Sehen wir uns als Beispiel mal die Verbindung von Stuttgart nach Lindau an. Seit vielen Jahren kann man stündlich von Stuttgart nach Lindau fahren. Seit dem Fahrplanwechsel am 12.12.2021 fahren die Züge von Stuttgart aber nicht mehr auf die Insel Lindau, sondern nach Reutin. Wer zur Insel Lindau will muss entweder von Reutin den Bus nehmen (20 Min. zusätzlich) oder in Friedrichshafen aussteigen und dort 20 bis 30 Minuten warten bis ein Zug nach Lindau Insel abfährt.

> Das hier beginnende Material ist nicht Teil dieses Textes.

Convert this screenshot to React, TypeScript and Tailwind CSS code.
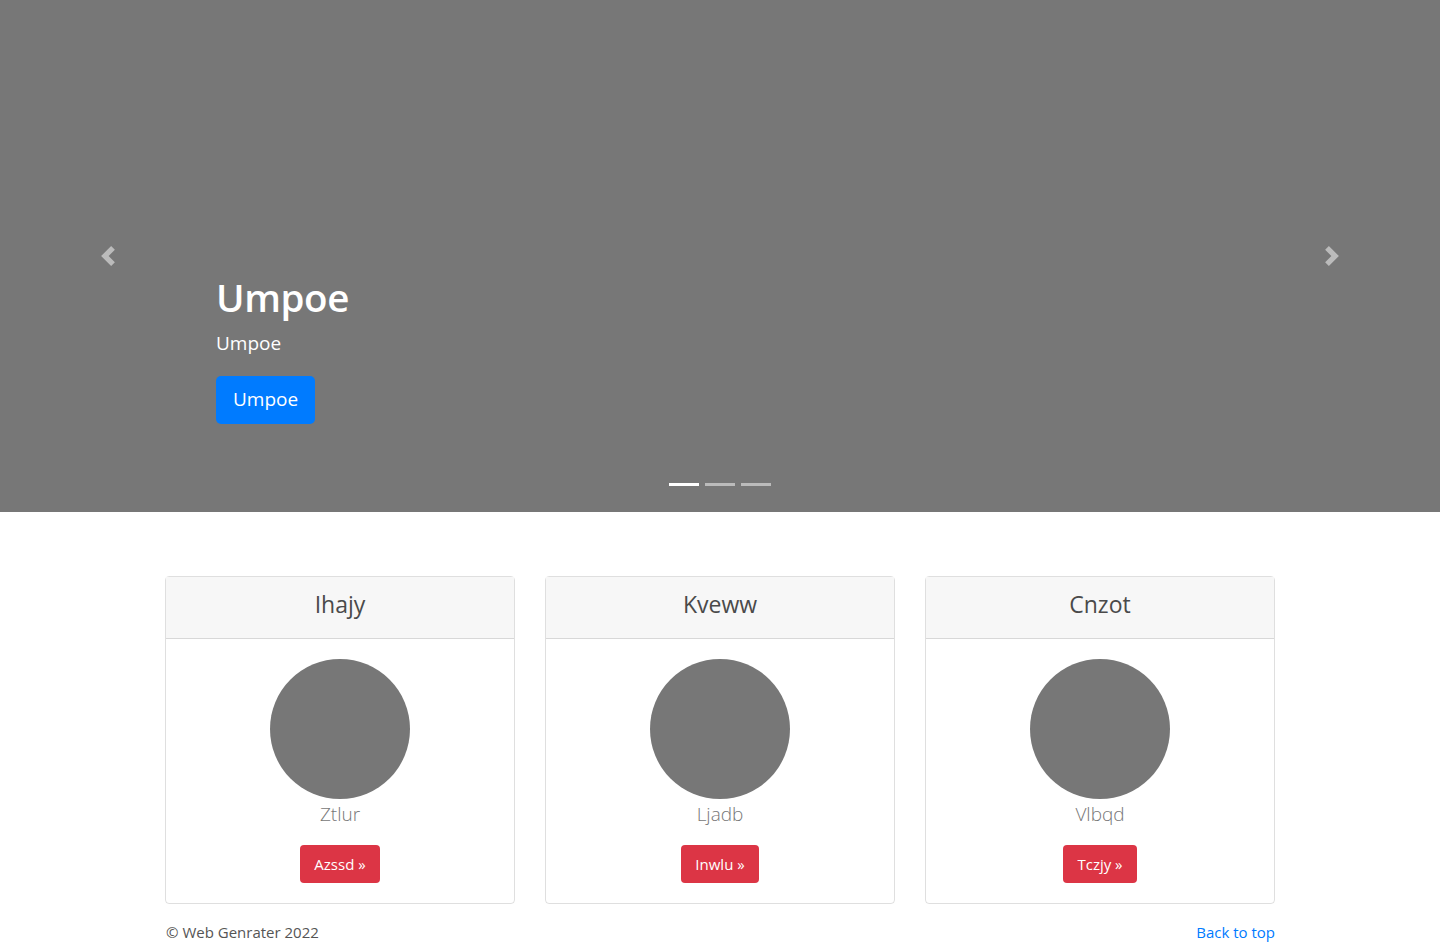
const cards = [
  { title: "Ihajy", name: "Ztlur", btn: "Azssd" },
  { title: "Kveww", name: "Ljadb", btn: "Inwlu" },
  { title: "Cnzot", name: "Vlbqd", btn: "Tczjy" },
];

function Chevron({ dir }: { dir: "left" | "right" }) {
  return (
    <svg width="20" height="20" viewBox="0 0 8 8" fill="#fff">
      {dir === "left" ? (
        <path d="M5.25 0l-4 4 4 4 1.5-1.5L4.25 4l2.5-2.5L5.25 0z" />
      ) : (
        <path d="M2.75 0l-1.5 1.5L3.75 4l-2.5 2.5L2.75 8l4-4-4-4z" />
      )}
    </svg>
  );
}

export default function App() {
  return (
    <div className="min-h-[944px] bg-white font-['Open_Sans',sans-serif] text-[#212529]">
      {/* carousel */}
      <div className="relative h-[512px] bg-[#777777]">
        <button className="absolute left-0 top-0 flex h-full w-[216px] items-center justify-center opacity-50">
          <Chevron dir="left" />
        </button>
        <button className="absolute right-0 top-0 flex h-full w-[216px] items-center justify-center opacity-50">
          <Chevron dir="right" />
        </button>

        <div className="absolute left-[216px] top-[274px] text-white">
          <h1 className="text-[38.5px] font-semibold leading-[1.2] tracking-[-0.4px]">Umpoe</h1>
          <p className="mt-[9px] text-[19px] leading-[1.5]">Umpoe</p>
          <button className="mt-[18px] h-[48px] rounded-[5px] bg-[#007bff] px-[17px] text-[19px] text-white">
            Umpoe
          </button>
        </div>

        <div className="absolute bottom-[26px] left-0 right-0 flex justify-center gap-[6px]">
          <span className="h-[3px] w-[30px] bg-white" />
          <span className="h-[3px] w-[30px] bg-white/50" />
          <span className="h-[3px] w-[30px] bg-white/50" />
        </div>
      </div>

      {/* cards */}
      <div className="mx-auto w-[1110px] pt-[64px]">
        <div className="grid grid-cols-3 gap-[30px]">
          {cards.map((c) => (
            <div
              key={c.title}
              className="flex flex-col rounded-[4px] border border-black/[0.125] text-center"
            >
              <div className="h-[62px] border-b border-black/[0.125] bg-[#f7f7f7] pt-[14px]">
                <h4 className="text-[23px] font-medium leading-[1.2] text-[#4a4a4a]">{c.title}</h4>
              </div>
              <div className="flex flex-col items-center px-[20px] py-[20px]">
                <div className="h-[140px] w-[140px] rounded-full bg-[#777777]" />
                <p className="mt-[4px] text-[19px] font-light leading-[1.2] text-[#777777]">
                  {c.name}
                </p>
                <button className="mt-[19px] h-[38px] rounded-[4px] bg-[#dc3545] px-[14px] text-[15px] text-white">
                  {c.btn} »
                </button>
              </div>
            </div>
          ))}
        </div>

        <footer className="mt-[16px] flex justify-between text-[15px] leading-[24px]">
          <p className="pl-[1px] text-[#555555]">© Web Genrater 2022</p>
          <a href="#" className="text-[#007bff]">
            Back to top
          </a>
        </footer>
      </div>
    </div>
  );
}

Die neue Situation ist also für diejenigen Fahrgäste gut, die von Stuttgart z.B. nach Bregenz oder von Ulm nach St. Gallen fahren wollen. Für die Fahrgäste von Stuttgart nach Lindau Insel ergeben sich jedoch gravierende Fahrzeitverlängerungen gegenüber der früheren Situation.
In Lindau kann man an dieser Situation erst mal nichts mehr ändern. Die besondere Situation mit der Insel im Bodensee und der gleichzeitigen Nachfrage nach Durchgangsverkehrsleistungen lässt wohl in absehbarer Zeit keine Änderung mehr zu. Es gibt nun zwar zwei Hauptbahnhöfe, die den unterschiedlichen Interessen Rechnung tragen sollen. Für die einzelnen Fahrgäste und für spezifische Verbindungen gibt es gleichwohl Nachteile im Vergleich zur vorherigen Situation.
Was können wir für Stuttgart lernen?
Auch in Stuttgart gibt es die Situation, dass man zukünftig quasi zwei Hauptbahnhöfe benötigt. Zusätzlich zum nur achtgleisigen Stuttgart 21-Tiefbahnhof wird ein Ergänzungsbahnhof benötigt. Dieser Bahnhof ist auch im Koalitiionsvertrag für die laufende Legislatur in BW verankert.
Das Beispiel Lindau lehrt jedenfalls, dass die beiden Hauptbahnhöfe unbedingt unmittelbar nebeneinanderliegen müssen. Der Ergänzungsbahnhof muss in Stuttgart also direkt neben dem Stuttgart 21-Tiefbahnhof liegen. Eine Lage in der Nähe des Nordbahnhofs (z.B. "Nordkreuz" mit tangentialen Bahnverbindungen) mit einer Entfernung von 2,4 Kilometern muss ausscheiden.